In 2019, Italy became the first major Western nation to join China's Belt and Road, a global trade and infrastructure initiative modeled on the idea of the old Silk Road that had linked imperial China and the West millennia ago.

Tajani's comments, after a visit earlier this week to Beijing, give an indication of how Italy might seek to resolve a difficult diplomatic call on whether to withdraw from the accord.

Italy has expressed doubts over its membership and has until December to formally withdraw from an accord which expires next March. Otherwise, it will be extended for another five years.

"A strategic partnership involves all sectors, so it is more important than single bilateral agreements such as the Silk Road (Belt and Road), which so far is unsatisfactory in terms of exports and investment," Tajani said.

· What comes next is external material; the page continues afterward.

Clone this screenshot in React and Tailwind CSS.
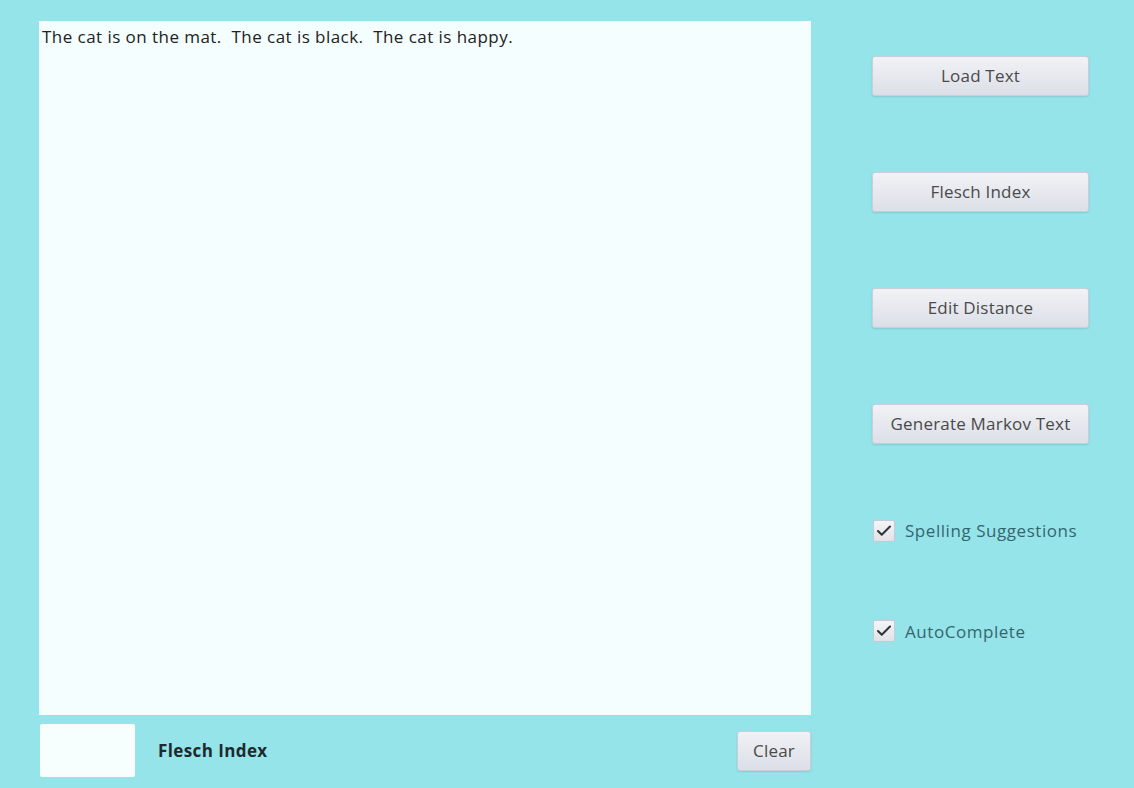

Since its was launched by President Xi Jinping in 2013, more than 100 other countries have signed individual agreements with China to cooperate on BRI infrastructure and building projects.

An Italian official close to the matter said that during his visit to China Tajani signalled the possibility for Italy to pull out from the BRI deal while stressing the desire to keep strong ties with Beijing.

The visit was also meant to show high respect for the current Chinese leadership which is facing challenging economic issues, and avoid retaliation for an eventual departure from the BRI.

On Wednesday Tajani repeated that the Italian government would consult parliament before finalising its position on the issue.

After meeting Tajani in Beijing this week, China's Foreign Minister Wang Yi said cooperation with Italy had been fruitful despite Italian scepticism.